On behalf of Law Office of Nancy L. Sponseller posted on Monday, March 17, 2014.

In some cases, an obligation to support children after divorce can extend beyond their 18th birthday or high school graduation. Ohio couples who have older children and are planning to divorce should know that an obligation to pay all or part of an adult child’s college tuition can be written into a divorce settlement agreement and enforced by the court.

If a couple writes this obligation into a divorce agreement, it is important for them to use very clear language and to include any restrictions that may apply. For example, if a parent will not pay for post-secondary education unless their child maintains a C average or lives with one of the parents, a provision that explains that must be written and approved by the judge. Unless the paying parent has a significant change in financial circumstances, they will likely be required to pay the tuition.

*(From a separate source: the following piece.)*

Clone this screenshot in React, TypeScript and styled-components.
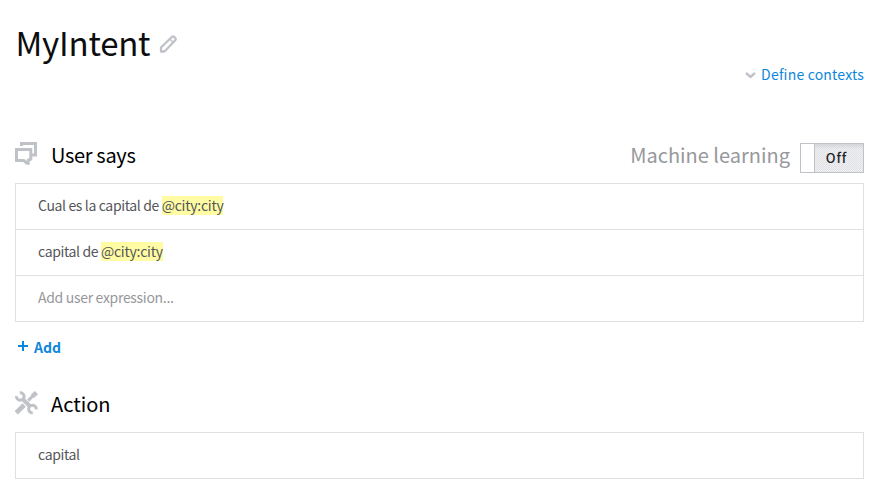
import React from "react";
import styled, { createGlobalStyle } from "styled-components";

const Global = createGlobalStyle`
  * { box-sizing: border-box; }
  body { margin: 0; background: #fff; font-family: "Noto Sans CJK SC", "Noto Sans", sans-serif; }
`;

const Page = styled.main`
  width: 886px;
  height: 492px;
  padding: 18px 22px 0 15px;
  overflow: hidden;
  color: #55565a;
`;

const TitleRow = styled.header`
  display: flex;
  align-items: center;
  height: 48px;
  svg { margin: 4px 0 0 9px; }
`;

const Title = styled.h1`
  margin: 0 0 0 0.5px;
  font-size: 33px;
  line-height: 48px;
  letter-spacing: -0.22px;
  font-weight: 400;
  color: #0c0d0e;
  white-space: nowrap;
`;

const ContextLink = styled.a`
  display: flex;
  justify-content: flex-end;
  align-items: center;
  gap: 5px;
  height: 15px;
  margin-top: 1px;
  font-size: 14px;
  line-height: 15px;
  letter-spacing: 0.19px;
  color: #0d87db;
  white-space: nowrap;
  svg { margin-top: 1px; }
`;

const SectionHead = styled.div<{ $top: number }>`
  display: flex;
  align-items: center;
  height: 30px;
  margin-top: ${(p) => p.$top}px;
  margin-bottom: 10px;
`;

const IconSlot = styled.span`
  display: flex;
  width: 36px;
  height: 32px;
  align-items: flex-start;
`;

const SectionTitle = styled.h2<{ $tight?: boolean }>`
  margin: 0;
  padding-bottom: 6px;
  font-size: 20px;
  line-height: 28px;
  letter-spacing: ${(p) => (p.$tight ? "-0.33px" : "0")};
  font-weight: 400;
  color: #000;
  white-space: nowrap;
`;

const MachineLabel = styled.span`
  margin: 0 10px 0 auto;
  padding-bottom: 6px;
  font-size: 20px;
  line-height: 28px;
  color: #97989b;
  white-space: nowrap;
`;

const Toggle = styled.div`
  display: flex;
  width: 64px;
  height: 30px;
  border: 1px solid #bfc2c7;
`;

const Knob = styled.span`
  width: 14px;
  border-right: 1px solid #bfc2c7;
  background: #fff;
`;

const ToggleState = styled.span`
  flex: 1;
  padding-right: 5px;
  text-align: center;
  font-size: 13px;
  line-height: 27px;
  letter-spacing: 0.9px;
  font-weight: 500;
  color: #222326;
  background:
    linear-gradient(#c6c8cc99, #dcdde000 5px),
    repeating-conic-gradient(#e0e1e4 0 25%, #f0f0f2 0 50%) 0 0 / 2px 2px;
`;

const List = styled.div`
  border: 1px solid #dfe0e1;
`;

const Row = styled.div<{ $muted?: boolean }>`
  height: 46px;
  padding-left: 22px;
  font-size: 14px;
  line-height: 42px;
  letter-spacing: ${(p) => (p.$muted ? "-0.31px" : "-0.36px")};
  white-space: pre;
  color: ${(p) => (p.$muted ? "#97989b" : "#55565a")};
  & + & { border-top: 1px solid #dfe0e1; }
  &:first-child { height: 45px; }
`;

const Entity = styled.mark`
  display: inline-block;
  height: 19px;
  line-height: 19px;
  letter-spacing: -0.25px;
  color: inherit;
  background: #fffca3;
`;

const AddButton = styled.a`
  display: flex;
  align-items: center;
  gap: 6px;
  height: 20px;
  margin: 15px 0 0 3px;
  font-size: 14px;
  line-height: 20px;
  font-weight: 700;
  color: #0d87db;
  svg { margin-bottom: 2px; }
`;

const Pencil = () => (
  <svg width="19" height="20" viewBox="0 0 19 20" fill="none" stroke="#bfc2c7" strokeWidth="2.3" strokeLinejoin="round">
    <path d="M2 17.5V13.5L13 2.8Q14.2 2 15.2 3L16.3 4.1Q17.3 5.2 16.3 6.3L5.5 17.5Z" />
    <path d="M11 5.2L14 8.2" strokeWidth="1.5" />
  </svg>
);

const Chats = () => (
  <svg width="24" height="24" viewBox="0 0 24 24" fill="none" stroke="#bfc2c7" strokeWidth="3">
    <path d="M1.5 7.5H15.8V17L13.2 18.3V21.3H12L8.8 18.5H1.5Z" />
    <path d="M6.5 4V1.5H20.5V13H17" />
  </svg>
);

const Tools = () => (
  <svg width="23" height="24" viewBox="0 0 23 24" fill="none" stroke="#bfc2c7">
    <path d="M4.8 1.7A3.8 3.8 0 1 1 1.5 5.2" strokeWidth="3" />
    <path d="M17.7 21.8A3.8 3.8 0 1 1 21.2 18.4" strokeWidth="3" />
    <path d="M7.8 8.2L15.2 15.5" strokeWidth="4" />
    <path d="M1.2 21.8L9.2 14" strokeWidth="4.6" />
    <path d="M13.2 9.6L17.8 5" strokeWidth="3" />
    <path d="M17.4 5.4L21.4 1.6" strokeWidth="4.6" />
  </svg>
);

export default function App() {
  return (
    <Page>
      <Global />
      <TitleRow>
        <Title>MyIntent</Title>
        <Pencil />
      </TitleRow>
      <ContextLink>
        <svg width="11" height="7" viewBox="0 0 11 7" fill="none" stroke="#bfc2c7" strokeWidth="2.4">
          <path d="M1 1L5.5 5L10 1" />
        </svg>
        Define contexts
      </ContextLink>
      <SectionHead $top={61}>
        <IconSlot><Chats /></IconSlot>
        <SectionTitle $tight>User says</SectionTitle>
        <MachineLabel>Machine learning</MachineLabel>
        <Toggle>
          <Knob />
          <ToggleState>Off</ToggleState>
        </Toggle>
      </SectionHead>
      <List>
        <Row>Cual es la capital de <Entity>@city:city</Entity></Row>
        <Row>capital de <Entity>@city:city</Entity></Row>
        <Row $muted>Add user expression...</Row>
      </List>
      <AddButton>
        <svg width="10" height="10" viewBox="0 0 10 10" fill="none" stroke="#0d87db" strokeWidth="2">
          <path d="M5 0V10M0 5H10" />
        </svg>
        Add
      </AddButton>
      <SectionHead $top={35}>
        <IconSlot><Tools /></IconSlot>
        <SectionTitle>Action</SectionTitle>
      </SectionHead>
      <List>
        <Row>capital</Row>
      </List>
    </Page>
  );
}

While nearly all natural parents are obligated to support their minor children after they divorce, most states do not require parents to support their non-disabled adult children after they are emancipated. Parents who agree to pay their children’s tuition should detail their arrangement in their settlement agreement so there won’t be any misunderstandings when the children enroll in college.

An experienced family law attorney could help a parent who wants to make an agreement to support their children after they finish high school. An attorney may assist a client in drafting a settlement agreement that includes provisions for college tuition. Because judges will generally not rewrite the agreement when it is time for the parent to pay, it is important to consider and include applicable restrictions.